The second possibility is transesterification:

2-Benzyl-1,3-propanediol and tetraethyl orthocarbonate are reacting to 3,9-bis(phenylmethyl)-1,5,7,11-tetraoxaspiro[5.5]undecane.

Also a condensation analogous to acetalisation reaction is possible.

An ethanediol derivate and γ-butyrolactone are reacting to a derivate of 1,4,6-trioxa-spiro[4.4]nonane.

The third possibility is using dibutyltin oxide and carbon disulfide:

1,3-propanediol is reacting with dibutyltin oxide to 2,2-dibutyl-1,3,2-dioxastannane and carbon disulfide to the cyclic sulfite of 1,3-propanediol. Both are forming together 1,5,7,11-tetraoxa-spiro[5.5]undecane

=== Polymerization ===
Most expanding monomers are cationically polymerized, some anionically and very few even radically. Spiro orthoesters are forming, when homopolymerized, polyether polyesters.

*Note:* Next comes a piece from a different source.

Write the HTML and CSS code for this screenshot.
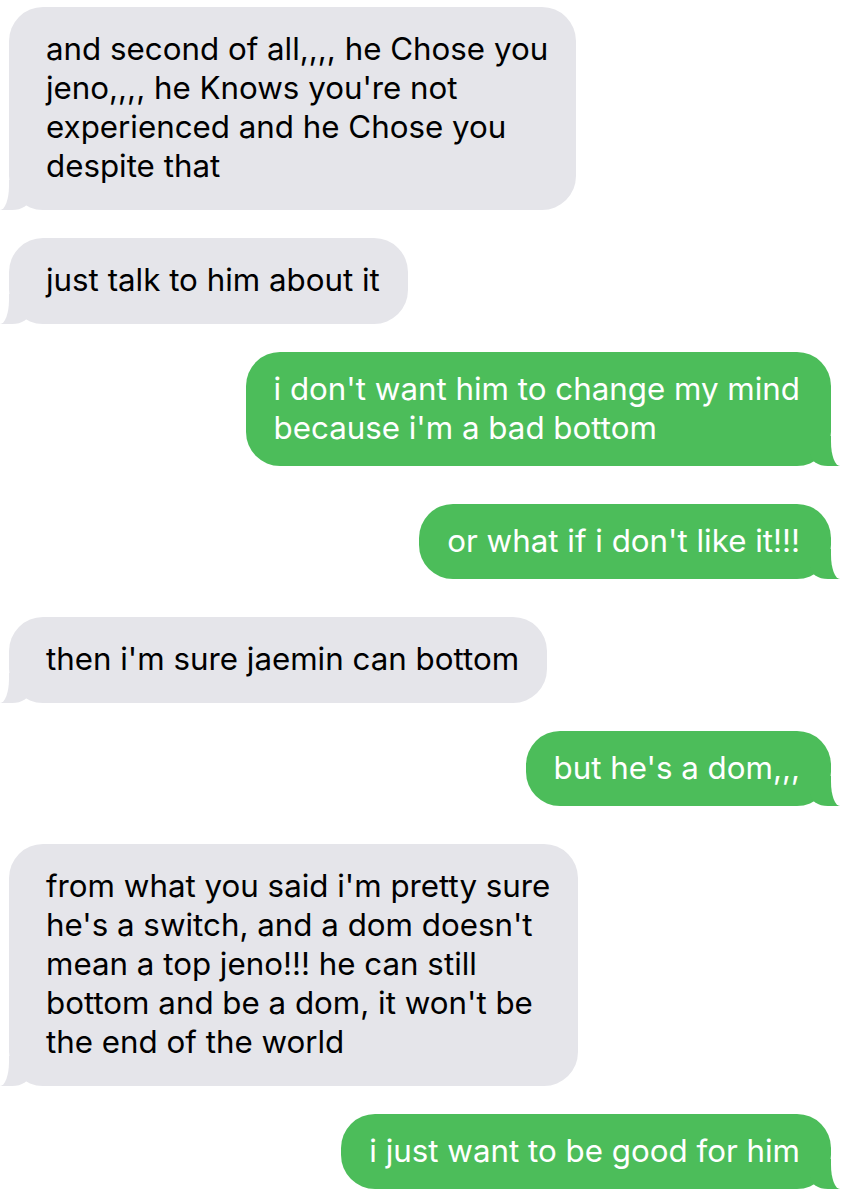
FILE: index.html
```html
<!DOCTYPE html>
<html lang="en">
<head>
    <meta charset="UTF-8">
    <meta name="viewport" content="width=device-width, initial-scale=1.0">
    <title>Messages</title>
    <link rel="stylesheet" href="styles.css">
</head>
<body>

    <div class="thread">
        <!-- incoming -->
        <div class="msg them">and second of all,,,, he Chose you<br>jeno,,,, he Knows you're not<br>experienced and he Chose you<br>despite that</div>
        <div class="msg them">just talk to him about it</div>

        <!-- outgoing -->
        <div class="msg me">i don't want him to change my mind<br>because i'm a bad bottom</div>
        <div class="msg me far">or what if i don't like it!!!</div>

        <div class="msg them far">then i'm sure jaemin can bottom</div>

        <div class="msg me">but he's a dom,,,</div>

        <div class="msg them far">from what you said i'm pretty sure<br>he's a switch, and a dom doesn't<br>mean a top jeno!!! he can still<br>bottom and be a dom, it won't be<br>the end of the world</div>

        <div class="msg me">i just want to be good for him</div>
    </div>

</body>
</html>
```

FILE: styles.css
```css
body {
    margin: 0;
    background-color: #fff;
    font-family: Inter, "Noto Sans", sans-serif;
}

.thread {
    display: flex;
    flex-direction: column;
    gap: 28px;
    padding: 7px 19px 0 9px;
}

.msg {
    position: relative;
    border-radius: 34px;
    font-size: 31.3px;
    line-height: 39px;
}

.msg.far {
    margin-top: 10px;
}

/* tail pieces */
.msg::before,
.msg::after {
    content: "";
    position: absolute;
    bottom: 0;
    height: 30px;
}

.them {
    align-self: flex-start;
    background-color: #e5e5ea;
    color: #000;
    padding: 23px 28px 24px 37px;
}

.them::before {
    left: -9px;
    width: 30px;
    background-color: #e5e5ea;
    border-bottom-right-radius: 18px 12px;
}

.them::after {
    left: -16px;
    width: 16px;
    background-color: #fff;
    border-bottom-right-radius: 9px 24px;
}

.me {
    align-self: flex-end;
    background-color: #4cbd5a;
    color: #fff;
    padding: 18px 31px 18px 28px;
}

.me::before {
    right: -9px;
    width: 30px;
    background-color: #4cbd5a;
    border-bottom-left-radius: 18px 12px;
}

.me::after {
    right: -16px;
    width: 16px;
    background-color: #fff;
    border-bottom-left-radius: 9px 24px;
}
```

The reaction mechanism is not yet clear in details, as several side reactions are taking place. Expanding monomers can not just be homopolymerized as it is shown here but also copolymerized with other monomers to counteract their shrinking.

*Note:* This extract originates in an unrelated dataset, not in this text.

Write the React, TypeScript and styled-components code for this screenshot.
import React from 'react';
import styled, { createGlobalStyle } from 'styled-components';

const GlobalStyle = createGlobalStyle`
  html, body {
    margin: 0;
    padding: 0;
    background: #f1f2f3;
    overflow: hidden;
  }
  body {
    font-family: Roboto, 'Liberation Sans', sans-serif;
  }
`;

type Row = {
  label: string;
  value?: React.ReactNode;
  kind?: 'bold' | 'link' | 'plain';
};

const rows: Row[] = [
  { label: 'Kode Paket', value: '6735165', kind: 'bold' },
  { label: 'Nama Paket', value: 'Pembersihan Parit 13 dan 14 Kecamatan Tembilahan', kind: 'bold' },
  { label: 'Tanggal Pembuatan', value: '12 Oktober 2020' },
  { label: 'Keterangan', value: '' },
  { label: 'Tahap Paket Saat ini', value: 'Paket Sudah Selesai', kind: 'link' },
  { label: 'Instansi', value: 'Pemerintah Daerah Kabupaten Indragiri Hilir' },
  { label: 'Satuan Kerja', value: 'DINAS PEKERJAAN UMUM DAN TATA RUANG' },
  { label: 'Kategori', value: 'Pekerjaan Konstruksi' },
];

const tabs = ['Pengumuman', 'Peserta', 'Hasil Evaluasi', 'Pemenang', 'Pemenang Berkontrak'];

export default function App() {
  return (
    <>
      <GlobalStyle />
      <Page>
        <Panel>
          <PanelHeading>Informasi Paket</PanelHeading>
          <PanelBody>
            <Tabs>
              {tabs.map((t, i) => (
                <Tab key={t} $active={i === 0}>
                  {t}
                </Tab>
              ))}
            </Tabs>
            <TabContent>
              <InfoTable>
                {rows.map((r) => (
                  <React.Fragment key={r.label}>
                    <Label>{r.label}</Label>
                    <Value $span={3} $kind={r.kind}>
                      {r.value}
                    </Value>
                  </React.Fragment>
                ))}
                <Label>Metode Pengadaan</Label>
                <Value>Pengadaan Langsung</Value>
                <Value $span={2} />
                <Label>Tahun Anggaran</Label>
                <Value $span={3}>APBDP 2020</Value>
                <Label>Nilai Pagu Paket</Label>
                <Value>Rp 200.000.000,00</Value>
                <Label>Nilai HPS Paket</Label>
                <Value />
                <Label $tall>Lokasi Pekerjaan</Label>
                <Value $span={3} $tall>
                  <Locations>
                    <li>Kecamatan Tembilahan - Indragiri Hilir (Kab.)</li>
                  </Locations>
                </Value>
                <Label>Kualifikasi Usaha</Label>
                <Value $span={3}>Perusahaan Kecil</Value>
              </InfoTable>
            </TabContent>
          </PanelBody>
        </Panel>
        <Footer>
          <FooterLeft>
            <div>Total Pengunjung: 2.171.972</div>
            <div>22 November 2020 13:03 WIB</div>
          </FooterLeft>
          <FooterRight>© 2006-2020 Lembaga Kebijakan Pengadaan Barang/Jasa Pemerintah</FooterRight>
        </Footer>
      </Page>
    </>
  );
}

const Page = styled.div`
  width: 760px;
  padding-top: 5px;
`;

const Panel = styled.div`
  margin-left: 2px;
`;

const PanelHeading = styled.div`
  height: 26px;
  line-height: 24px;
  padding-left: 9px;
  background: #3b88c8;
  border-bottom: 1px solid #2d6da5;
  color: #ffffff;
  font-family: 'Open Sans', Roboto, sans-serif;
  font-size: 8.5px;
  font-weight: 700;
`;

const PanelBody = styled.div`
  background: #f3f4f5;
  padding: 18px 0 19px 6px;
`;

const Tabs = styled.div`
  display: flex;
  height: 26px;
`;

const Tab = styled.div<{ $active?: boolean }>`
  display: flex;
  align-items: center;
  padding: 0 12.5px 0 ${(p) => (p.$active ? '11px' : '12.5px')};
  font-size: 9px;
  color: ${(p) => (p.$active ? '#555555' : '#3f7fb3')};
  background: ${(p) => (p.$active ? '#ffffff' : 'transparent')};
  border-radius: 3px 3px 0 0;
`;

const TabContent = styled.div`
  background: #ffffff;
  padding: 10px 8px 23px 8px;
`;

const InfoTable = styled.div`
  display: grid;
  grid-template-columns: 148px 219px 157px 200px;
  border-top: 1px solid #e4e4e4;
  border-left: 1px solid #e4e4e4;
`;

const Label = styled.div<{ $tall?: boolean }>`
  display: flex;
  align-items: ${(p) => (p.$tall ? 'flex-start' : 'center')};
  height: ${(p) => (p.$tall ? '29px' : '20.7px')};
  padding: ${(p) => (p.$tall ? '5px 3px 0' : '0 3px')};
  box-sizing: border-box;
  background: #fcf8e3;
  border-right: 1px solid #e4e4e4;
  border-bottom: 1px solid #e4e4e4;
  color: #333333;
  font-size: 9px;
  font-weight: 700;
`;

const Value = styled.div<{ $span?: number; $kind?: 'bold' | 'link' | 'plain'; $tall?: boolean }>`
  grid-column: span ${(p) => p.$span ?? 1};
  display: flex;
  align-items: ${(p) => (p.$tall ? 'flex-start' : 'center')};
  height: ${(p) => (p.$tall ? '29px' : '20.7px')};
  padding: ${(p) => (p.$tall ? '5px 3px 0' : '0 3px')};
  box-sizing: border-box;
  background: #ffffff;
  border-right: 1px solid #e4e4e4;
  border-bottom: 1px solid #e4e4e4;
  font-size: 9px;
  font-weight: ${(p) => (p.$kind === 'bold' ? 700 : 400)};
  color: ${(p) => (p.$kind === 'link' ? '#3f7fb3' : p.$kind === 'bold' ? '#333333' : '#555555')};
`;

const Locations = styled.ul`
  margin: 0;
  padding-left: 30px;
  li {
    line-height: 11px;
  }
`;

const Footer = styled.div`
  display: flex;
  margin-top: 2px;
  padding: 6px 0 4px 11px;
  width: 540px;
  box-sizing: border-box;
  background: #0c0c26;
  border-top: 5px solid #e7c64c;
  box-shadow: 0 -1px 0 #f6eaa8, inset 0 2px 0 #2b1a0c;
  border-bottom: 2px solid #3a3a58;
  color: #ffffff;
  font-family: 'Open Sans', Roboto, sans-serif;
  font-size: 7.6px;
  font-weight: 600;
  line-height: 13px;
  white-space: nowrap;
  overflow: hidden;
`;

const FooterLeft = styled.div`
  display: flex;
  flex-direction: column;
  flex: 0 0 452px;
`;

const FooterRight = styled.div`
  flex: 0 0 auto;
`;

Usually a Lewis acid like boron trifluoride etherate is used for both, the synthesis of the orthoester and the polymerization. The same applies for spiro orthocarbonates and bicyclic orthoesters. All three are, in dependency of structure, very sensitive to moisture.

== Application ==
Expanding monomers are interesting for application as in matrix resins in radically polymerized dental fillings, high-strength composites (e. g. in epoxy resins), adhesives, coatings, precision castings, and sealant materials to counteract shrinking during polymerization. This can be necessary in case of dental fillings since polymerization shrinkage and subsequent contraction stress in the resin composite and at the bonding interface may lead to debonding, microleakage, post-operative sensitivity, a compromise in the material's physical properties and even cracks in healthy tooth structure. They are used in the other called applications to remedy similar problems.

In recent times the UV-induced photopolymerization of spiro orthocarbonates was point of investigation.